Risks…

There are so many you can take in life, like the one I took the other day, that’s was important to me to take.  It was to talk to a person that I loved for a very long time and still do, about not being angry with him and that all I want is what I deserve and what he promised to give.  I took the risk, it started out wrong, because I have a mouth with its own mind, but I was quickly able to wrangle it into a much more submissive tongue. 

The communication was through text, but it was good, I just had to let him know, I am saying exactly what I mean, so no reading into it.  I wanted him to know, that my leaving was fair to both of us, because the love I need, he has no reason to give and I understand it, but my love for him, it will never change, it will always be there, in the resessses of my heart, in that place I keep for the people I truly love and will never forget.  I needed him to know, I am not angry at him, that I am angry at myself, for not recognizing his lack of want because he wasn’t in love, and my own needs, I forgot to pay attention.  I only paid attention to what I wanted…and that was HIS love, not to be released from something not working for two people to find the love or path they need to go.

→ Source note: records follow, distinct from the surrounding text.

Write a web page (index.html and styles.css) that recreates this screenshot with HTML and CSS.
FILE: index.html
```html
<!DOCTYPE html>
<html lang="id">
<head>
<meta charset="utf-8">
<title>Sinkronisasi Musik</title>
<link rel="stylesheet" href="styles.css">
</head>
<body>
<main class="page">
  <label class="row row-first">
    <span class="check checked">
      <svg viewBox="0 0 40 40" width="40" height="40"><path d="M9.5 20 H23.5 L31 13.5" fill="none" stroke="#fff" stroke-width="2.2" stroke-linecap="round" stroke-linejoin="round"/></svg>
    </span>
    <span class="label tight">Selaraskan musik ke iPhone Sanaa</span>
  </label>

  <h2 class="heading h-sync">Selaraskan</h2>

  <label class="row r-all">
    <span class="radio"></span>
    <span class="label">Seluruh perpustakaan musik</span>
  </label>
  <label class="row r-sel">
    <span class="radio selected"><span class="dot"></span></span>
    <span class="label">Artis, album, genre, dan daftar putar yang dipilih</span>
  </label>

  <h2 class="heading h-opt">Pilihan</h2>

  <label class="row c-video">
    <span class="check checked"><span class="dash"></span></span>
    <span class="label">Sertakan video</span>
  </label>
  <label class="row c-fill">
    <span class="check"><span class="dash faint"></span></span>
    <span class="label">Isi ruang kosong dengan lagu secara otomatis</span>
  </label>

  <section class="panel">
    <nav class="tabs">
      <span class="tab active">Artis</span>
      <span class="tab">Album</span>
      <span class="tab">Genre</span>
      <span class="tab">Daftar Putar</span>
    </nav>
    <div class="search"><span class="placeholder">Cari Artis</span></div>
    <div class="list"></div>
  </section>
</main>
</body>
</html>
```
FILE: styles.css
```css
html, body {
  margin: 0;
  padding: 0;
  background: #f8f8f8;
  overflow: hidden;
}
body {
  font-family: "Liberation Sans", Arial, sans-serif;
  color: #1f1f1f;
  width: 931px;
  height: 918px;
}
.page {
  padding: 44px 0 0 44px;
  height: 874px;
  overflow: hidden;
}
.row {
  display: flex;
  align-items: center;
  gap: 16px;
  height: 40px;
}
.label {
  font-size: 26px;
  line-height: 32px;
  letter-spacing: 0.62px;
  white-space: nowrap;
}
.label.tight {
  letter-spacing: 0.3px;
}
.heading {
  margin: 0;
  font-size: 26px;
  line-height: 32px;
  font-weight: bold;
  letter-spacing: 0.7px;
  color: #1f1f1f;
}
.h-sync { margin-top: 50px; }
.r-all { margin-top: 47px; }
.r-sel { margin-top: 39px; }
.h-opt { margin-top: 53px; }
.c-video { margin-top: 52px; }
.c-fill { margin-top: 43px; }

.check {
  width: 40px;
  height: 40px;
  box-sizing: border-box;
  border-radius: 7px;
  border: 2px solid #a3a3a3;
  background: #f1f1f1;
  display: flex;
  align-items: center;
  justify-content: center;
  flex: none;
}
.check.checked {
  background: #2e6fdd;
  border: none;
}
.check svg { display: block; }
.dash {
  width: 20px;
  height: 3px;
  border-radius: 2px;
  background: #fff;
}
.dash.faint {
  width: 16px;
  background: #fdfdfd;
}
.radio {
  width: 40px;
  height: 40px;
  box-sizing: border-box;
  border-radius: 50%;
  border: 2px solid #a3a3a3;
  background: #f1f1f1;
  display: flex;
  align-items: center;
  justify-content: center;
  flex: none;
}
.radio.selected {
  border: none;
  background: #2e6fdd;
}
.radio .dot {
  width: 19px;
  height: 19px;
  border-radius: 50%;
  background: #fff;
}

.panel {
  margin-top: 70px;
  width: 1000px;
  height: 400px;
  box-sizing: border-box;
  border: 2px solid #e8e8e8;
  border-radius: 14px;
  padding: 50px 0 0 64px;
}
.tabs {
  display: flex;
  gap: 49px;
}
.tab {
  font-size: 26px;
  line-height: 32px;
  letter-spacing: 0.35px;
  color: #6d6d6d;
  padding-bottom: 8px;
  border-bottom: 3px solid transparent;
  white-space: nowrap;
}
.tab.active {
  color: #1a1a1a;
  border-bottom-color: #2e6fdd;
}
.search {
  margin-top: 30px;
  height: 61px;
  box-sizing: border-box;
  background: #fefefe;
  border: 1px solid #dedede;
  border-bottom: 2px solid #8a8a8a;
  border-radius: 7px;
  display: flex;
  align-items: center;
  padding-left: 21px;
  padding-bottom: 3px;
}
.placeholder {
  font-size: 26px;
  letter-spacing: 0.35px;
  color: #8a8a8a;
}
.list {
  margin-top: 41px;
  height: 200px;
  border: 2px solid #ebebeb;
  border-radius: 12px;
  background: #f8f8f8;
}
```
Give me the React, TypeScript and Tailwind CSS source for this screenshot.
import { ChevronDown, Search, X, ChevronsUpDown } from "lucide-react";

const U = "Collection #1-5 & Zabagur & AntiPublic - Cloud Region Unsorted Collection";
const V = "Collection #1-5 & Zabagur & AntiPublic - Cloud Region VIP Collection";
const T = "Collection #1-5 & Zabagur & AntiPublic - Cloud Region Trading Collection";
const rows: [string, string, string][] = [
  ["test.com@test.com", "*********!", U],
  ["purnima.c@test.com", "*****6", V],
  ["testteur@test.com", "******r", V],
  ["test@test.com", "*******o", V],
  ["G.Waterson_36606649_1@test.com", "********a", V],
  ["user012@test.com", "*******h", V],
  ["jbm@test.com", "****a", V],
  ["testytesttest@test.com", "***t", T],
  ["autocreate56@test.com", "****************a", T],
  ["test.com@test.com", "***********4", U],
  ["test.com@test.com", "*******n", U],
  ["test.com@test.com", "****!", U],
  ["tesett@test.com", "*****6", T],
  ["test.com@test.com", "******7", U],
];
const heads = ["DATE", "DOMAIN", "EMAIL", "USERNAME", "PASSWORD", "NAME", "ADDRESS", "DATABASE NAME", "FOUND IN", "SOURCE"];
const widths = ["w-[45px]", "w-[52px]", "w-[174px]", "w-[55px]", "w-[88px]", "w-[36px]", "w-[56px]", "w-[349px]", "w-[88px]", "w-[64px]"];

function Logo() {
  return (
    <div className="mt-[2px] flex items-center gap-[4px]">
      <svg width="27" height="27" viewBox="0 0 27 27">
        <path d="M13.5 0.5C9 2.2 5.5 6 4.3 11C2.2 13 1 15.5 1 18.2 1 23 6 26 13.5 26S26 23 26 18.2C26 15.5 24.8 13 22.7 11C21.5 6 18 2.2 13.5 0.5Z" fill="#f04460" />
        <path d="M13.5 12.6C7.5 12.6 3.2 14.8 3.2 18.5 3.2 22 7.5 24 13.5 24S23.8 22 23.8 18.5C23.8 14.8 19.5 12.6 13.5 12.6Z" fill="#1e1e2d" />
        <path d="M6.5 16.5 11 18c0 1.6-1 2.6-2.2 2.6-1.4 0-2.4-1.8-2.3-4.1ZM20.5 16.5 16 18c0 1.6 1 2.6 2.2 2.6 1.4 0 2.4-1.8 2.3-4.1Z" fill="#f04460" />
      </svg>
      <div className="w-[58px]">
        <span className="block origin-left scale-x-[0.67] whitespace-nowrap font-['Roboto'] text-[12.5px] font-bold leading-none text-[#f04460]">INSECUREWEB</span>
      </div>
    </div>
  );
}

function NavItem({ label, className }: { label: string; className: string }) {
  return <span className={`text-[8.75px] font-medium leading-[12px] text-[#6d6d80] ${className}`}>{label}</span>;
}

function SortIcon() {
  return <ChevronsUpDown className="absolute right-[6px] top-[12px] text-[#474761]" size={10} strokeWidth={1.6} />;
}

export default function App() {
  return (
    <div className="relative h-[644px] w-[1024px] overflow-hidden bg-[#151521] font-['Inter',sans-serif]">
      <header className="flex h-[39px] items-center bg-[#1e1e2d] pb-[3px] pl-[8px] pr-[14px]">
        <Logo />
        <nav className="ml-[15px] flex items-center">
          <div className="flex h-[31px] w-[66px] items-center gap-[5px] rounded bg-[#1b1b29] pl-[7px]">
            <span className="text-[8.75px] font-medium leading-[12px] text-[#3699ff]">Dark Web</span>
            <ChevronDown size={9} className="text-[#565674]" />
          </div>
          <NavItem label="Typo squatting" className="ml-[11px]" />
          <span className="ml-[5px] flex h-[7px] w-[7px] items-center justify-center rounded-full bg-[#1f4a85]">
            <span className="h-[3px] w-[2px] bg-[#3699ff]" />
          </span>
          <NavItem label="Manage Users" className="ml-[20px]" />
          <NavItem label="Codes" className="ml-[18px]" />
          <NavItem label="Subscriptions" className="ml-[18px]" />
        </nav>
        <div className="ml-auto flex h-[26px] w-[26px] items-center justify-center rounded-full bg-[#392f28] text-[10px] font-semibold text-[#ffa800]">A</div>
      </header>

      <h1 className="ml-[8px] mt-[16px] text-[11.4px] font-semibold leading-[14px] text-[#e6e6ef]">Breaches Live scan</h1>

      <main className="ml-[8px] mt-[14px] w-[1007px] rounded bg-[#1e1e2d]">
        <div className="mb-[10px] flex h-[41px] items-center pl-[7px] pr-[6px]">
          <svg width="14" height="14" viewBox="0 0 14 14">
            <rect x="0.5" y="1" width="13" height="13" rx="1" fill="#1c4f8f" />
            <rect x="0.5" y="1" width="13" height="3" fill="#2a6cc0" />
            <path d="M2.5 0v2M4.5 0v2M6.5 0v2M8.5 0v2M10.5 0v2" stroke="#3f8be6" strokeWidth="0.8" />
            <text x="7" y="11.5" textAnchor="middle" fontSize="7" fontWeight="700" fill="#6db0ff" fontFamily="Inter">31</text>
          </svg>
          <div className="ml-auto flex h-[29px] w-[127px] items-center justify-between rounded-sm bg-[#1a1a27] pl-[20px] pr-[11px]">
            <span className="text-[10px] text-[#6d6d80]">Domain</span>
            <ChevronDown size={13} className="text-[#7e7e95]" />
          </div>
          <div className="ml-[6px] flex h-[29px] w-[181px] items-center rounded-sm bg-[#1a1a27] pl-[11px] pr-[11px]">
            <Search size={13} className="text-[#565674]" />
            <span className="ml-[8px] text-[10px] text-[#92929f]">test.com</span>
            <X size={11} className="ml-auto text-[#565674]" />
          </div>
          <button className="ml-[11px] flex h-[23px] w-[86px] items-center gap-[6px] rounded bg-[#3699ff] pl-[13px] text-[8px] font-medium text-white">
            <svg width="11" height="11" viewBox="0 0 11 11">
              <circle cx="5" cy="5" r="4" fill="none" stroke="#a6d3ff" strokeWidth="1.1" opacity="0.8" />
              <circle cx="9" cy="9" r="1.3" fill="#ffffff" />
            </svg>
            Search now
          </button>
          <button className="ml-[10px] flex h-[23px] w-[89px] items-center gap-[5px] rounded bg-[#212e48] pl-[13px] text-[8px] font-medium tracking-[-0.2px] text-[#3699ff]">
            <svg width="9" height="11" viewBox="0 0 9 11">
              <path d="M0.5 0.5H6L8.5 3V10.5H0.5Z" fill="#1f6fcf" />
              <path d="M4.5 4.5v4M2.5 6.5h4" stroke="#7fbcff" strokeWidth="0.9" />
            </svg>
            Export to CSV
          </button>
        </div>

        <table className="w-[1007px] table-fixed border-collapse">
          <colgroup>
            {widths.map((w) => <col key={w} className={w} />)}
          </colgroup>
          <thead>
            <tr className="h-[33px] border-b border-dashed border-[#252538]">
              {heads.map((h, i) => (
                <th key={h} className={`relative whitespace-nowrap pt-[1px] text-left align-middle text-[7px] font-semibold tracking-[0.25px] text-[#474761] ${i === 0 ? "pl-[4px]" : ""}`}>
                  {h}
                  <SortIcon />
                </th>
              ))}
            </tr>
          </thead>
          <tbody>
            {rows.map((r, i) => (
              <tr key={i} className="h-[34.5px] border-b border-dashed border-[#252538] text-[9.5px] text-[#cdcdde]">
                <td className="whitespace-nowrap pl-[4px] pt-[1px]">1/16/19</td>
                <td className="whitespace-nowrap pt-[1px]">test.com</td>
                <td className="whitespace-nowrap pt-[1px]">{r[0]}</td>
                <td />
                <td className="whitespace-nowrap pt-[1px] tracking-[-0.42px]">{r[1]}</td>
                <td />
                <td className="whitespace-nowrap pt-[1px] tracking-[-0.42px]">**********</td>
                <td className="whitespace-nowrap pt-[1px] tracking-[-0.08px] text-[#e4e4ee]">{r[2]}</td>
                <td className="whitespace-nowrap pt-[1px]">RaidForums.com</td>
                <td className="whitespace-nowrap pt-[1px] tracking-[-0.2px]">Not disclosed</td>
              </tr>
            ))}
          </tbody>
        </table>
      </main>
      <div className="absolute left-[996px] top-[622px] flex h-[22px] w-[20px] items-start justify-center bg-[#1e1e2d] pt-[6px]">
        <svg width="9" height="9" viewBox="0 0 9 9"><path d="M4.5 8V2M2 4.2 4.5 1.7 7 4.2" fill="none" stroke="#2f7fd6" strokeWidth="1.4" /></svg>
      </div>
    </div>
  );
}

Risk, its out there, its not always taking that bike at 260 down the road, sometimes its just saying what you need to say, calmly, risking your pride, because what is pride anyway, but an unneeded roadblock that stops so much from happening in life because you are not sure you can accept the outcome of what it is you would do.

Another risk, stepping into something so much bigger than yourself…Putting yourself out in the world where you have no understanding of what is going on.  Communication with the tongue, low or at its  most compromised.  Risking your heart and your soul, because you just might find it, but if you don’t…you will never know if it was in that spot or not.  Doors of opportunity open, and we risk it all by walking through them…that is why there are not many of these people in the world, the risk takers, we are among the smallest of quantities…but of the most successful.   Because, what is success, it is not having a big payout necessarily it is taking the risk.  That is success, actually following through, failure is not trying, so as long as I continue to try, I will continue to be successful in everything I do.

Here is to that next door, its already been presented to me, I have accepted, and now I am walking through it.

Take the risk…your peace is your prize.